Faghihimani played a role at An Enemy of the People, a play by Norwegian playwright Henrik Ibsen. She performed at the opening of Ibsen International Festival in the National Theatre (Oslo) in August 2012. Faghihimani is passionate about classical music, art and literature. When She was in Iran, she used to spend most of after school time at her father's public library, reading literature, history and philosophical books.

In 2014, she was invited to the National Prayer Breakfast as a part of young leaders delegation in Washington DC.

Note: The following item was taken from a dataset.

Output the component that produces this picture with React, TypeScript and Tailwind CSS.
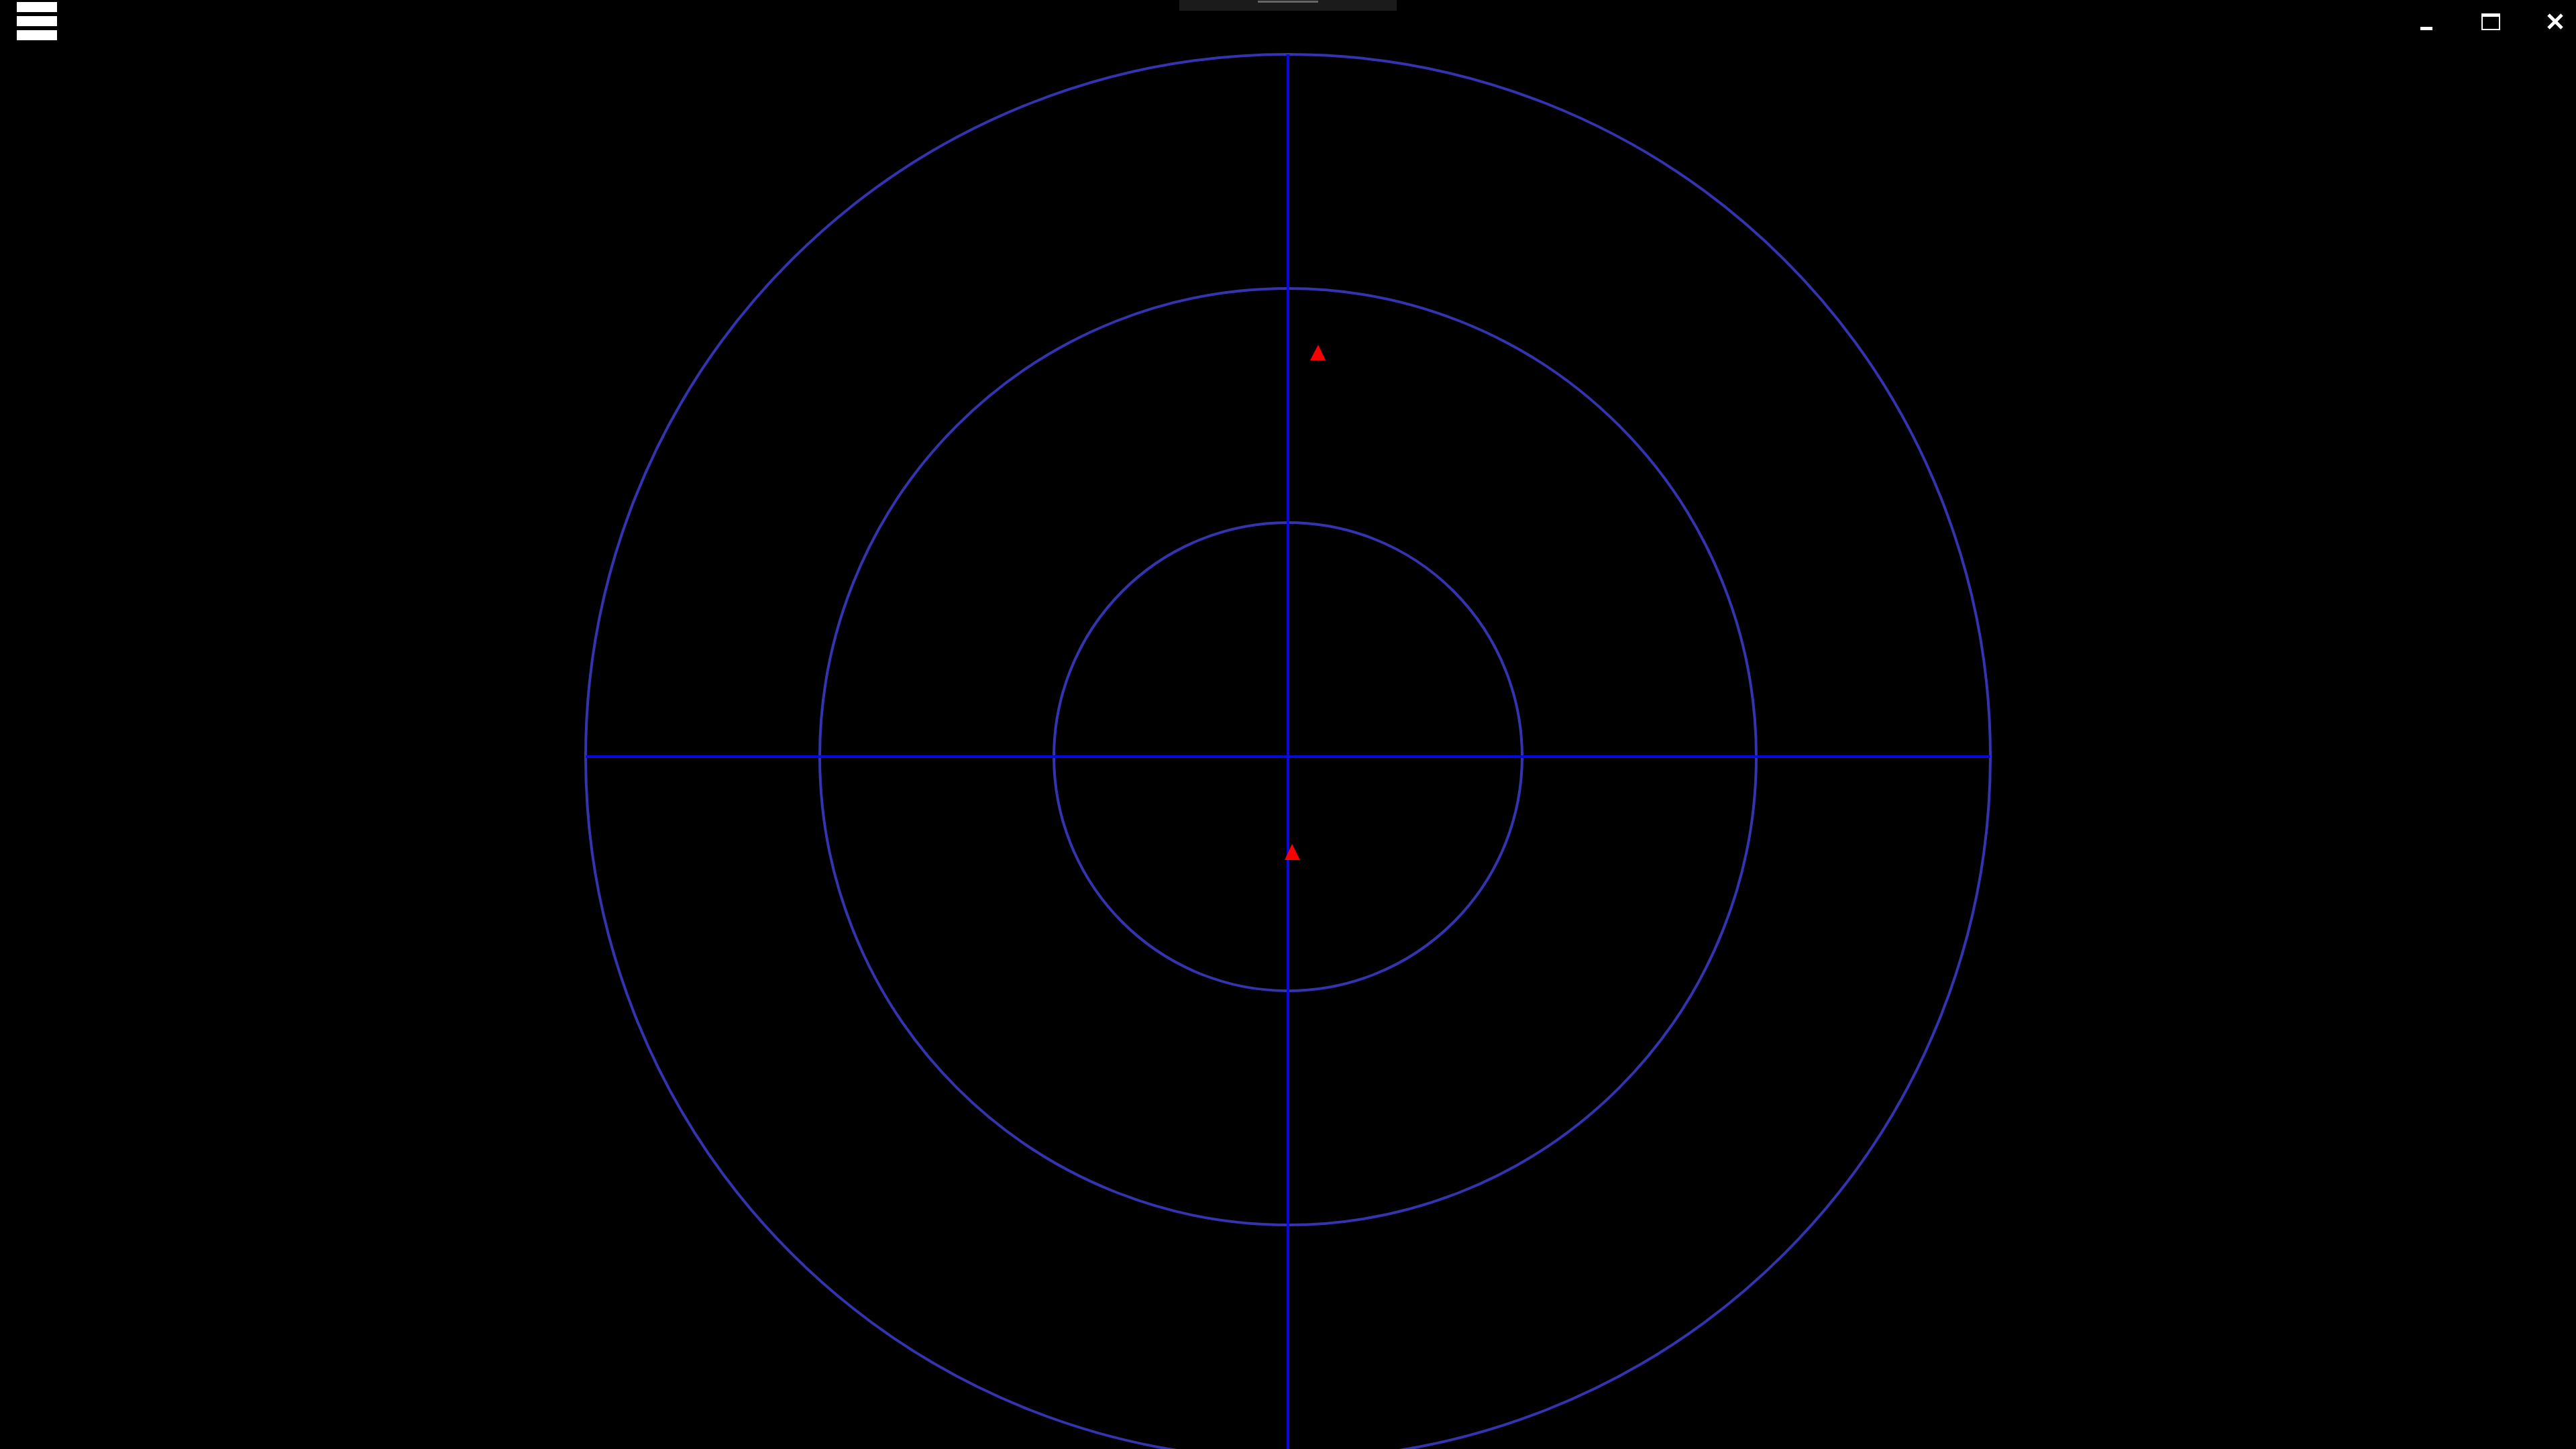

In 2016, Faghihimani became one of the presenters on the show Samte No on Manoto TV, a Persian-language satellite channel. The show tackles controversial subjects usually off limits on Iranian television, which has resulted in her being criticised for “promoting women’s rights” by Iranian pro-government media.

===Publications===
One of her publications is “A systemic Approach for Measuring Environmental Sustainability at Higher Education Institutions, A case study of Oslo University”. She is co-author of “You say you want a revolution? Transforming education and capacity building in response to global change,” published in Environmental Science & Policy in April 2013. Based on her action research at the sustainability office of Oslo University she wrote “Translating the Global Script of the Sustainable University: The Case of the University of Oslo,” published by Springer/ Higher Education in A Sustainable Society in April 2015 together with 2 other co-authors.